* **Requirements**
Your task is to copy the listing exactly. Drop any pictures from the copy.

:: Provided information ::

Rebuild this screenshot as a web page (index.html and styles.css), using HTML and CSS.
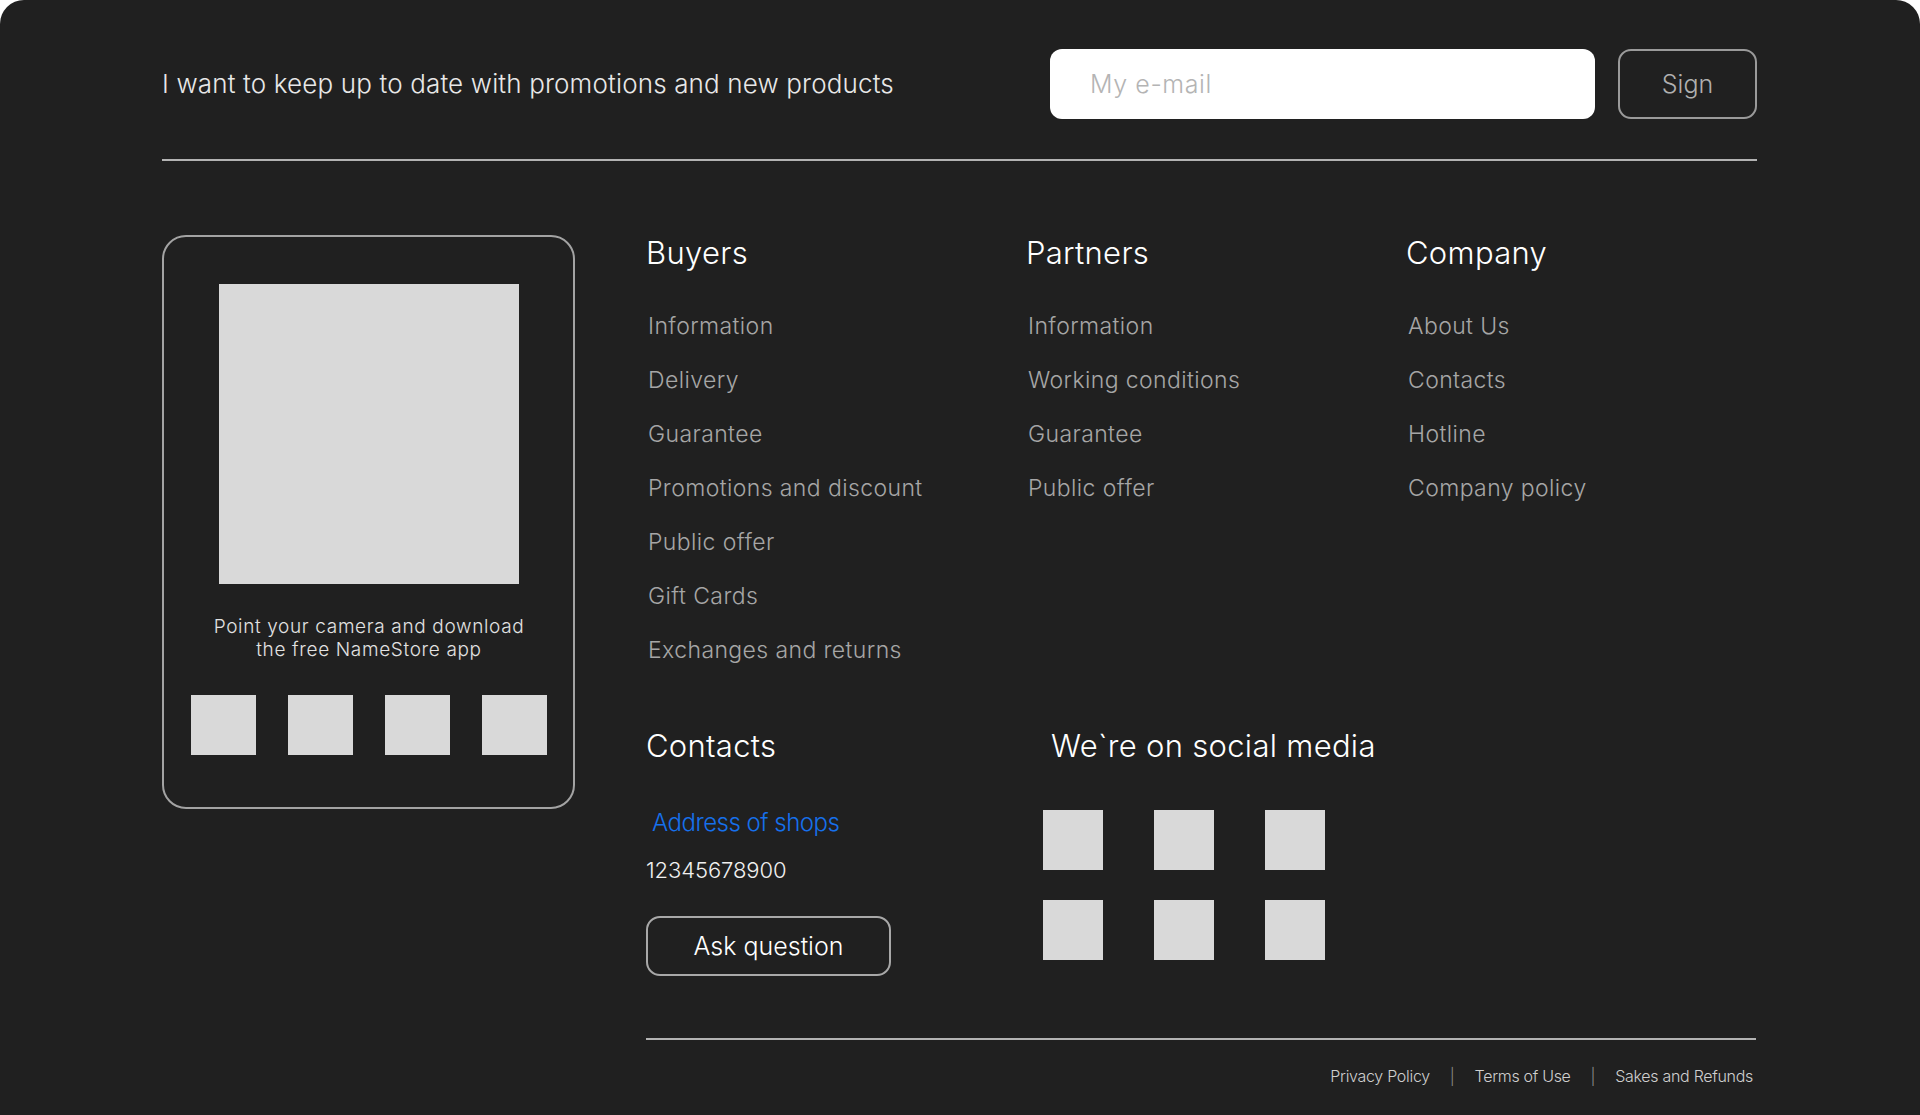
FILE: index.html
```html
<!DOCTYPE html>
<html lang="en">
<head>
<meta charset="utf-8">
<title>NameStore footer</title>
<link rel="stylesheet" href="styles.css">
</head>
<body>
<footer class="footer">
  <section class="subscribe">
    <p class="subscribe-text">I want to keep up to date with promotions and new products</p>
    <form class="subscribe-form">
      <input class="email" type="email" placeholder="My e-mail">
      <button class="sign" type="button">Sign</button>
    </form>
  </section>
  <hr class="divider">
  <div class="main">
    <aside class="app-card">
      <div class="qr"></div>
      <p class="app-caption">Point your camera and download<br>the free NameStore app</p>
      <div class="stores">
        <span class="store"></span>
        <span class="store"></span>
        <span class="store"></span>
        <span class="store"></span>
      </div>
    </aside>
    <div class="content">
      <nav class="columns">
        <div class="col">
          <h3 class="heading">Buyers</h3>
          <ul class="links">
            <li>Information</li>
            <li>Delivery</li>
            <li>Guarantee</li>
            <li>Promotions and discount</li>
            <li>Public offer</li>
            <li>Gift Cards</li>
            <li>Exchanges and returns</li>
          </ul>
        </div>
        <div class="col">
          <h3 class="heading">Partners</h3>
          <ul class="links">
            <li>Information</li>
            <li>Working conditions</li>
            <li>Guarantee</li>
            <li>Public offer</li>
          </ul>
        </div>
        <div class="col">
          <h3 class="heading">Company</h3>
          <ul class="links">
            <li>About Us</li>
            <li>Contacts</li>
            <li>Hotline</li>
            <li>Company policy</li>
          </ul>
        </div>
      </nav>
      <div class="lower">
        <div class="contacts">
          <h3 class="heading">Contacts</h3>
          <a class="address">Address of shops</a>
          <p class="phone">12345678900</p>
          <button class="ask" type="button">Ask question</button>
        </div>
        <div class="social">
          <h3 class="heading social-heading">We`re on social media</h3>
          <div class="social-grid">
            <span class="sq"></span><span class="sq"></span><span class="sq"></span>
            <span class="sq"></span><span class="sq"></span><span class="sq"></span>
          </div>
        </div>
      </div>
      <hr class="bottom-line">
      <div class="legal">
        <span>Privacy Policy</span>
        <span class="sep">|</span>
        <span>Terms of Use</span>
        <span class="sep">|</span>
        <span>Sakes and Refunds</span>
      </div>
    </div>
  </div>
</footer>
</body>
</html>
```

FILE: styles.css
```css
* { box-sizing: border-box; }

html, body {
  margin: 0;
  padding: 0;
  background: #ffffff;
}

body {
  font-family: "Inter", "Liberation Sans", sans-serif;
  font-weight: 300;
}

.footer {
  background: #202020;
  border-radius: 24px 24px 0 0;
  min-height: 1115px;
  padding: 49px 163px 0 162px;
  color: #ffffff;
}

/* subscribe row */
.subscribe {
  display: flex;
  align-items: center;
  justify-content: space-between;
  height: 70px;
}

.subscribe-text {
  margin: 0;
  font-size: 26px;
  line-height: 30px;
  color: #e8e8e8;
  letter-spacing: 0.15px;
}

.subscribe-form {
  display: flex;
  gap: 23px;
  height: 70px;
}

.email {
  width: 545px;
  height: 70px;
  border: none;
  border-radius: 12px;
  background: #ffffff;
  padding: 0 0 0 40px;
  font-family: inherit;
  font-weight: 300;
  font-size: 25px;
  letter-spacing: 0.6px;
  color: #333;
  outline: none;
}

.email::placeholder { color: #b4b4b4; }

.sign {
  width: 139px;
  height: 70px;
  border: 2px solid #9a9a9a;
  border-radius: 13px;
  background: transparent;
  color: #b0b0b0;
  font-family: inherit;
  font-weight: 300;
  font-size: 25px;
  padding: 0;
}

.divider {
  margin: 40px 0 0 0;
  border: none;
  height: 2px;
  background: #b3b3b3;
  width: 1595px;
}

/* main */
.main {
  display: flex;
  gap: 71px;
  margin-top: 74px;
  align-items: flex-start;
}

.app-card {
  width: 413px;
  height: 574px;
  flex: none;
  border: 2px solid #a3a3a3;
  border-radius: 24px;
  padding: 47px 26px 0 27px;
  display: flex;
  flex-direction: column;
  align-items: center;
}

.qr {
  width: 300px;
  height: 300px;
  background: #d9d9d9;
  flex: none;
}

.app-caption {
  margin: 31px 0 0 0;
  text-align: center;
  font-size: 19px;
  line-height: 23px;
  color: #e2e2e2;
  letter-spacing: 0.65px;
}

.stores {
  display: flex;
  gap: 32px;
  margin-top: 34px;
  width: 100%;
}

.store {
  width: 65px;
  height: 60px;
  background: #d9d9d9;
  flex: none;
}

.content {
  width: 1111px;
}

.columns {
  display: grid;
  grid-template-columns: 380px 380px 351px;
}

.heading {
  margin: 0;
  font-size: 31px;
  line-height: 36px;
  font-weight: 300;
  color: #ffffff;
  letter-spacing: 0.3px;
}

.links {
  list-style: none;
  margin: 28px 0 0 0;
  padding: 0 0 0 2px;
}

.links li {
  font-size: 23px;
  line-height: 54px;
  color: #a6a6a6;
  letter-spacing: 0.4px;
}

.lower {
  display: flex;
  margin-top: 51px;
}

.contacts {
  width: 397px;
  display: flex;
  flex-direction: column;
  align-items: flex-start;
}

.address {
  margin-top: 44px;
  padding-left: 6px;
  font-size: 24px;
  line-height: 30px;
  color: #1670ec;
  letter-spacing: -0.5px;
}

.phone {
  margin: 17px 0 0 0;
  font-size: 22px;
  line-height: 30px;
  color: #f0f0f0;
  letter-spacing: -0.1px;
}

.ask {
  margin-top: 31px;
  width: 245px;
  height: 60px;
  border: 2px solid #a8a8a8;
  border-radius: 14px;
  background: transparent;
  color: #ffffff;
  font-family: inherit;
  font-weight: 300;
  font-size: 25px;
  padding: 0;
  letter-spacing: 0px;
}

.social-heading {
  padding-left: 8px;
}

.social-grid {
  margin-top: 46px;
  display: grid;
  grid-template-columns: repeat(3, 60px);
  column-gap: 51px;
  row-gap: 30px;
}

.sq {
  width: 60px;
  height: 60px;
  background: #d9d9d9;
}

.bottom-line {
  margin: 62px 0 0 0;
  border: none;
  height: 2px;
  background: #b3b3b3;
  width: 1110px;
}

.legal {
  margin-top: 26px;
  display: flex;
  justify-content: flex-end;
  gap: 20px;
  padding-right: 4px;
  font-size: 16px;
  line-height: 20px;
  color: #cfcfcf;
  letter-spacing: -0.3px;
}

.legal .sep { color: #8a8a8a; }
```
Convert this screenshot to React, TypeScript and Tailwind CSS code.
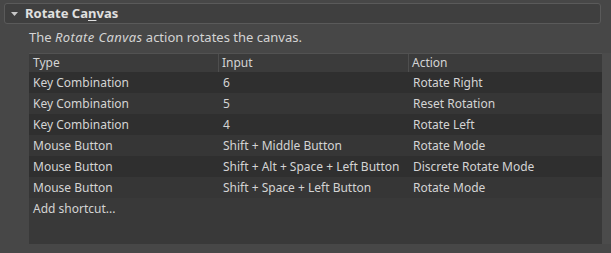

:::

* **Result**
Rebuild this screenshot as a web page (index.html and styles.css), using HTML and CSS.
FILE: index.html
```html
<!DOCTYPE html>
<html lang="en">
<head>
<meta charset="utf-8">
<title>NameStore footer</title>
<link rel="stylesheet" href="styles.css">
</head>
<body>
<footer class="footer">
  <section class="subscribe">
    <p class="subscribe-text">I want to keep up to date with promotions and new products</p>
    <form class="subscribe-form">
      <input class="email" type="email" placeholder="My e-mail">
      <button class="sign" type="button">Sign</button>
    </form>
  </section>
  <hr class="divider">
  <div class="main">
    <aside class="app-card">
      <div class="qr"></div>
      <p class="app-caption">Point your camera and download<br>the free NameStore app</p>
      <div class="stores">
        <span class="store"></span>
        <span class="store"></span>
        <span class="store"></span>
        <span class="store"></span>
      </div>
    </aside>
    <div class="content">
      <nav class="columns">
        <div class="col">
          <h3 class="heading">Buyers</h3>
          <ul class="links">
            <li>Information</li>
            <li>Delivery</li>
            <li>Guarantee</li>
            <li>Promotions and discount</li>
            <li>Public offer</li>
            <li>Gift Cards</li>
            <li>Exchanges and returns</li>
          </ul>
        </div>
        <div class="col">
          <h3 class="heading">Partners</h3>
          <ul class="links">
            <li>Information</li>
            <li>Working conditions</li>
            <li>Guarantee</li>
            <li>Public offer</li>
          </ul>
        </div>
        <div class="col">
          <h3 class="heading">Company</h3>
          <ul class="links">
            <li>About Us</li>
            <li>Contacts</li>
            <li>Hotline</li>
            <li>Company policy</li>
          </ul>
        </div>
      </nav>
      <div class="lower">
        <div class="contacts">
          <h3 class="heading">Contacts</h3>
          <a class="address">Address of shops</a>
          <p class="phone">12345678900</p>
          <button class="ask" type="button">Ask question</button>
        </div>
        <div class="social">
          <h3 class="heading social-heading">We`re on social media</h3>
          <div class="social-grid">
            <span class="sq"></span><span class="sq"></span><span class="sq"></span>
            <span class="sq"></span><span class="sq"></span><span class="sq"></span>
          </div>
        </div>
      </div>
      <hr class="bottom-line">
      <div class="legal">
        <span>Privacy Policy</span>
        <span class="sep">|</span>
        <span>Terms of Use</span>
        <span class="sep">|</span>
        <span>Sakes and Refunds</span>
      </div>
    </div>
  </div>
</footer>
</body>
</html>
```

FILE: styles.css
```css
* { box-sizing: border-box; }

html, body {
  margin: 0;
  padding: 0;
  background: #ffffff;
}

body {
  font-family: "Inter", "Liberation Sans", sans-serif;
  font-weight: 300;
}

.footer {
  background: #202020;
  border-radius: 24px 24px 0 0;
  min-height: 1115px;
  padding: 49px 163px 0 162px;
  color: #ffffff;
}

/* subscribe row */
.subscribe {
  display: flex;
  align-items: center;
  justify-content: space-between;
  height: 70px;
}

.subscribe-text {
  margin: 0;
  font-size: 26px;
  line-height: 30px;
  color: #e8e8e8;
  letter-spacing: 0.15px;
}

.subscribe-form {
  display: flex;
  gap: 23px;
  height: 70px;
}

.email {
  width: 545px;
  height: 70px;
  border: none;
  border-radius: 12px;
  background: #ffffff;
  padding: 0 0 0 40px;
  font-family: inherit;
  font-weight: 300;
  font-size: 25px;
  letter-spacing: 0.6px;
  color: #333;
  outline: none;
}

.email::placeholder { color: #b4b4b4; }

.sign {
  width: 139px;
  height: 70px;
  border: 2px solid #9a9a9a;
  border-radius: 13px;
  background: transparent;
  color: #b0b0b0;
  font-family: inherit;
  font-weight: 300;
  font-size: 25px;
  padding: 0;
}

.divider {
  margin: 40px 0 0 0;
  border: none;
  height: 2px;
  background: #b3b3b3;
  width: 1595px;
}

/* main */
.main {
  display: flex;
  gap: 71px;
  margin-top: 74px;
  align-items: flex-start;
}

.app-card {
  width: 413px;
  height: 574px;
  flex: none;
  border: 2px solid #a3a3a3;
  border-radius: 24px;
  padding: 47px 26px 0 27px;
  display: flex;
  flex-direction: column;
  align-items: center;
}

.qr {
  width: 300px;
  height: 300px;
  background: #d9d9d9;
  flex: none;
}

.app-caption {
  margin: 31px 0 0 0;
  text-align: center;
  font-size: 19px;
  line-height: 23px;
  color: #e2e2e2;
  letter-spacing: 0.65px;
}

.stores {
  display: flex;
  gap: 32px;
  margin-top: 34px;
  width: 100%;
}

.store {
  width: 65px;
  height: 60px;
  background: #d9d9d9;
  flex: none;
}

.content {
  width: 1111px;
}

.columns {
  display: grid;
  grid-template-columns: 380px 380px 351px;
}

.heading {
  margin: 0;
  font-size: 31px;
  line-height: 36px;
  font-weight: 300;
  color: #ffffff;
  letter-spacing: 0.3px;
}

.links {
  list-style: none;
  margin: 28px 0 0 0;
  padding: 0 0 0 2px;
}

.links li {
  font-size: 23px;
  line-height: 54px;
  color: #a6a6a6;
  letter-spacing: 0.4px;
}

.lower {
  display: flex;
  margin-top: 51px;
}

.contacts {
  width: 397px;
  display: flex;
  flex-direction: column;
  align-items: flex-start;
}

.address {
  margin-top: 44px;
  padding-left: 6px;
  font-size: 24px;
  line-height: 30px;
  color: #1670ec;
  letter-spacing: -0.5px;
}

.phone {
  margin: 17px 0 0 0;
  font-size: 22px;
  line-height: 30px;
  color: #f0f0f0;
  letter-spacing: -0.1px;
}

.ask {
  margin-top: 31px;
  width: 245px;
  height: 60px;
  border: 2px solid #a8a8a8;
  border-radius: 14px;
  background: transparent;
  color: #ffffff;
  font-family: inherit;
  font-weight: 300;
  font-size: 25px;
  padding: 0;
  letter-spacing: 0px;
}

.social-heading {
  padding-left: 8px;
}

.social-grid {
  margin-top: 46px;
  display: grid;
  grid-template-columns: repeat(3, 60px);
  column-gap: 51px;
  row-gap: 30px;
}

.sq {
  width: 60px;
  height: 60px;
  background: #d9d9d9;
}

.bottom-line {
  margin: 62px 0 0 0;
  border: none;
  height: 2px;
  background: #b3b3b3;
  width: 1110px;
}

.legal {
  margin-top: 26px;
  display: flex;
  justify-content: flex-end;
  gap: 20px;
  padding-right: 4px;
  font-size: 16px;
  line-height: 20px;
  color: #cfcfcf;
  letter-spacing: -0.3px;
}

.legal .sep { color: #8a8a8a; }
```
Convert this screenshot to React, TypeScript and Tailwind CSS code.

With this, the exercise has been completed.